10. In support of the second objection the learned Vakeel for the respondents refers to a passage of the learned Judge's judgment, where he says: 'It is sufficient that they (defendants) have paid the amount of Rs. 9, &c.;' Now, if the learned Judge had found that, having regard to the value of the property inherited by the defendants, the payment of Rs. 9 by them to the plaintiff was a sufficient discharge of their obligation to maintain her, that would, no doubt, have disposed of the case. But that clearly cannot be the meaning of the learned Judge. For he finds in the first place that, owing to their not having inherited any immoveable property, the defendants were under no legal obligation to maintain the plaintiff; and when, therefore, be says that it was sufficient that the defendants have paid Rs. 9, all that he means is that it was sufficient as a matter of generosity.
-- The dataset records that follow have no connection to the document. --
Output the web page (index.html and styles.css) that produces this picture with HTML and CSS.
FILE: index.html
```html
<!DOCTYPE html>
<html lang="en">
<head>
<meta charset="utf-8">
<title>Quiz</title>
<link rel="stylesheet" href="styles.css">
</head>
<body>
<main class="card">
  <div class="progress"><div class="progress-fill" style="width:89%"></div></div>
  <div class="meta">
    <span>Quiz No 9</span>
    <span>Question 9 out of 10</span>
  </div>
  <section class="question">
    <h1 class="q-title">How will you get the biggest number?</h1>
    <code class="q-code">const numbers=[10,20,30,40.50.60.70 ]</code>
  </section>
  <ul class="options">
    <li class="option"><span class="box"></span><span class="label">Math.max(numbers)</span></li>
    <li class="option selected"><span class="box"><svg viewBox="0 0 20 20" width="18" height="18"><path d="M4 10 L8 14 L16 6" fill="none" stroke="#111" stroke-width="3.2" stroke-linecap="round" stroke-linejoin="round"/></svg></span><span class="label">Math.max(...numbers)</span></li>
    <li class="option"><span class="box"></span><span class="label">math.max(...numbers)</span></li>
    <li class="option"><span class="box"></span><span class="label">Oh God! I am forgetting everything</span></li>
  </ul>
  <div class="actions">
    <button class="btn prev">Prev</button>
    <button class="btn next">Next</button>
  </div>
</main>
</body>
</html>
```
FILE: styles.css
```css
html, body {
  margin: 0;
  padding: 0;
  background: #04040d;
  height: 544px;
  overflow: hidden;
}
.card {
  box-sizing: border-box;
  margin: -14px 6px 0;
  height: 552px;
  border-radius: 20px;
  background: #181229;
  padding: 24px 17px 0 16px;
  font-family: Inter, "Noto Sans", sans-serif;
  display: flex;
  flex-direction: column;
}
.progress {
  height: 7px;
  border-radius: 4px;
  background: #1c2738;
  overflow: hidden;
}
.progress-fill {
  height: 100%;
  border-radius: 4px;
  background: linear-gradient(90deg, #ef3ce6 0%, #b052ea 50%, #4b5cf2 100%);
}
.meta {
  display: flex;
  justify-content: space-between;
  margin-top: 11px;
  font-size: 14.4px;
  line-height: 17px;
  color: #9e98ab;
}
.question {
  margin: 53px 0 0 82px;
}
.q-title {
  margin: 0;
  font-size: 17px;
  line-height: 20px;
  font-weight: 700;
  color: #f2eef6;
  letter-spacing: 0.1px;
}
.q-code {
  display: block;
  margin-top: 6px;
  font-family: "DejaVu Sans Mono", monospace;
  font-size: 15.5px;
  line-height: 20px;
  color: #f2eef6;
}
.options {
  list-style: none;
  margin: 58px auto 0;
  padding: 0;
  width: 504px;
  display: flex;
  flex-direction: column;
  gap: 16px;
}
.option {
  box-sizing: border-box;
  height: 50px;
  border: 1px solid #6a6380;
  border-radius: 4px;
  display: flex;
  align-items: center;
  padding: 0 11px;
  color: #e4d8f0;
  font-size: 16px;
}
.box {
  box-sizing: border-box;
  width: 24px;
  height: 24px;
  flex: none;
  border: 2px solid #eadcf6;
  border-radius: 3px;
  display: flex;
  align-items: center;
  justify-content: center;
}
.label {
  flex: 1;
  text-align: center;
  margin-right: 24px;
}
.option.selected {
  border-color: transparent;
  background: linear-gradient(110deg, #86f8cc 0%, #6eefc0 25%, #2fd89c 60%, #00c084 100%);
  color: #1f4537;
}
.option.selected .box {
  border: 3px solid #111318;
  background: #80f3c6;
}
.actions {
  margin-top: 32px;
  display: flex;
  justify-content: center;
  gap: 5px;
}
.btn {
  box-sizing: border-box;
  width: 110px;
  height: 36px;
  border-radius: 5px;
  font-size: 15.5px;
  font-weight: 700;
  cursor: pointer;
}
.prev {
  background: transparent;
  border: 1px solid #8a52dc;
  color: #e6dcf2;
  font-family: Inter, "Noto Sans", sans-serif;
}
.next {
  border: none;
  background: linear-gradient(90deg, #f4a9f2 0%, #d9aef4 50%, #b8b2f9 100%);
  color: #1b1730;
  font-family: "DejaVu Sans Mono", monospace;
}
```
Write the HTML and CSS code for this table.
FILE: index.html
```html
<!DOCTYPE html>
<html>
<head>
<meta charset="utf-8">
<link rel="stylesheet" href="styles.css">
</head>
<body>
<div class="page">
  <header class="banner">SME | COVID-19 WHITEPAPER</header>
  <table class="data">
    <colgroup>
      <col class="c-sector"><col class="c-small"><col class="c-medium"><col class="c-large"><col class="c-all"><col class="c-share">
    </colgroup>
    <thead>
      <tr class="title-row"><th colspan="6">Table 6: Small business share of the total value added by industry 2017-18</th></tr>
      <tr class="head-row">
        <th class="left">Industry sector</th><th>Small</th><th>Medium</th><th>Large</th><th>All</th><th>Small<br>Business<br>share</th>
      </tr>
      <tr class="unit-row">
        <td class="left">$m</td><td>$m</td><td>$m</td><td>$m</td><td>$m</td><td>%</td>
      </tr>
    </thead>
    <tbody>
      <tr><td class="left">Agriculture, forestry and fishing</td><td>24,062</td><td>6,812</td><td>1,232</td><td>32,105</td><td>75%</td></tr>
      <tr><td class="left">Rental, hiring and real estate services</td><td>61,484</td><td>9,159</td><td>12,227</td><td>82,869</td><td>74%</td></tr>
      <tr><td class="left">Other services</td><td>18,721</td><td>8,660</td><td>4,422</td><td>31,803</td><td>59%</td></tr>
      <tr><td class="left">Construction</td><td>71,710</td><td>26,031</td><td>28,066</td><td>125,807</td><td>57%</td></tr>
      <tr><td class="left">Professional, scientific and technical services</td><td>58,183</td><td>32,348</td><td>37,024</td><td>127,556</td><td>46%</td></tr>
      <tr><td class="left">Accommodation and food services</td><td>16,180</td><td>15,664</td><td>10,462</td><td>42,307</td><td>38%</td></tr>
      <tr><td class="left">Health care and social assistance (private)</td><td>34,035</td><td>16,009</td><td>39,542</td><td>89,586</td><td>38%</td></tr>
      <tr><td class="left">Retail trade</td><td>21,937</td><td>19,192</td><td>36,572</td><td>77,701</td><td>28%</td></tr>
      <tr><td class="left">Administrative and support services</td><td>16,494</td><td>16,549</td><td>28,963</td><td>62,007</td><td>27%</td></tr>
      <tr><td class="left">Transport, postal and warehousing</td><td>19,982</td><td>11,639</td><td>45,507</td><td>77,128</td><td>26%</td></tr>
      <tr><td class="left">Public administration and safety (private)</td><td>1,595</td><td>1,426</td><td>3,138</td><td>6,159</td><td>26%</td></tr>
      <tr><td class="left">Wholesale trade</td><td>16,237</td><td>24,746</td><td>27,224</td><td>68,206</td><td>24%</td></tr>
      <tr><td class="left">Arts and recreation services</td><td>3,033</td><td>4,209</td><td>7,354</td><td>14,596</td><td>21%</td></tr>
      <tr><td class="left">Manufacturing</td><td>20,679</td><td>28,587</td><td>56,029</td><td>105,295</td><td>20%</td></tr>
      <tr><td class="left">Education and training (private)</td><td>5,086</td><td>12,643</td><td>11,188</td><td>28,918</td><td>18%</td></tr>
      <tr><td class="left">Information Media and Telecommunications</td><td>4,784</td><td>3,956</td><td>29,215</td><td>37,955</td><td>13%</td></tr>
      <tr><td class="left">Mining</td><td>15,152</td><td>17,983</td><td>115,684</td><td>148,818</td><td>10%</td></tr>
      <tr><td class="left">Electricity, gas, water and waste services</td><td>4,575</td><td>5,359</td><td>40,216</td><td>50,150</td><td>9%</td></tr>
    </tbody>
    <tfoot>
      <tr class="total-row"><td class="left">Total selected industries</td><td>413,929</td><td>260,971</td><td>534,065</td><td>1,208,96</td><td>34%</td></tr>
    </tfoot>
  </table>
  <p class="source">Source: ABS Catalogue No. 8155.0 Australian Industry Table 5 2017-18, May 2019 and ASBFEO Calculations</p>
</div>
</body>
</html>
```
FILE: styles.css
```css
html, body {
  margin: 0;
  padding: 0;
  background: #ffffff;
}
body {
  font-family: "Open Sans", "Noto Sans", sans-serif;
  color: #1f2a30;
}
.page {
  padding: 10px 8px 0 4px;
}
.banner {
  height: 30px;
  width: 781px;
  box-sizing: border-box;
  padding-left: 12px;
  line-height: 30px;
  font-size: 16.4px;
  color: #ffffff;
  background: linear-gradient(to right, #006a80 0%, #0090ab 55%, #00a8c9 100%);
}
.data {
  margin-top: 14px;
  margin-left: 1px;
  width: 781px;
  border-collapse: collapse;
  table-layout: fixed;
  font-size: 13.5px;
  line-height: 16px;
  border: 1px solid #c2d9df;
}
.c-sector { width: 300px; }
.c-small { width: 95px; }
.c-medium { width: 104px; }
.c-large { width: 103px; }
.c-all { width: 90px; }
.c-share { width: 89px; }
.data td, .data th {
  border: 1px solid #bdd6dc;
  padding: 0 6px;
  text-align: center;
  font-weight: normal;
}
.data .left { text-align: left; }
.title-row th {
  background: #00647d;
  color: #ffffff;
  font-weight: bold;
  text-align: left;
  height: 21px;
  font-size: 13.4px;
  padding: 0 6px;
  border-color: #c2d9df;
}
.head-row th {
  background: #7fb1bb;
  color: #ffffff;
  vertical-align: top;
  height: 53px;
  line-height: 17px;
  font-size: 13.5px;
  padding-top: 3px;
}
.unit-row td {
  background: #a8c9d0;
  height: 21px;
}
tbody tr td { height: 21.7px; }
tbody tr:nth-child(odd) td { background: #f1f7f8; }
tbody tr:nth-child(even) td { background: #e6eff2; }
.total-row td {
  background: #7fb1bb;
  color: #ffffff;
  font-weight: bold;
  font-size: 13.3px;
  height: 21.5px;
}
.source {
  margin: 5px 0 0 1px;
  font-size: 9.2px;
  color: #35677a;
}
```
11. Then as regards the third objection: all that is said is, that the evidence as to the value of the property inherited is meagre. Of course if there had been no evidence adduced as to the value or nature of the property inherited by the defendants, though the question as to the amount of maintenance was raised in the second issue, perhaps a remand would have been unnecessary, and the suit would have been liable to be dismissed. But, as it is, there is some evidence on the record as to the extent of the property inherited, and it will be for the Lower Appellate Court to say what maintenance the plaintiff would be entitled to, having regard to the value of that property and to all the circumstances of the family. In dealing with this question the Court of Appeal below will have to take into consideration the allegation of the plaintiff (if it finds that allegation to be true), that maintenance, at the rate of Rs. 3 a month, was given to her by the defendants amicably for some months.

12. The case will, therefore, go back to the Lower Appellate Court to be disposed of in accordance with the directions contained in this judgment. Costs to abide the result.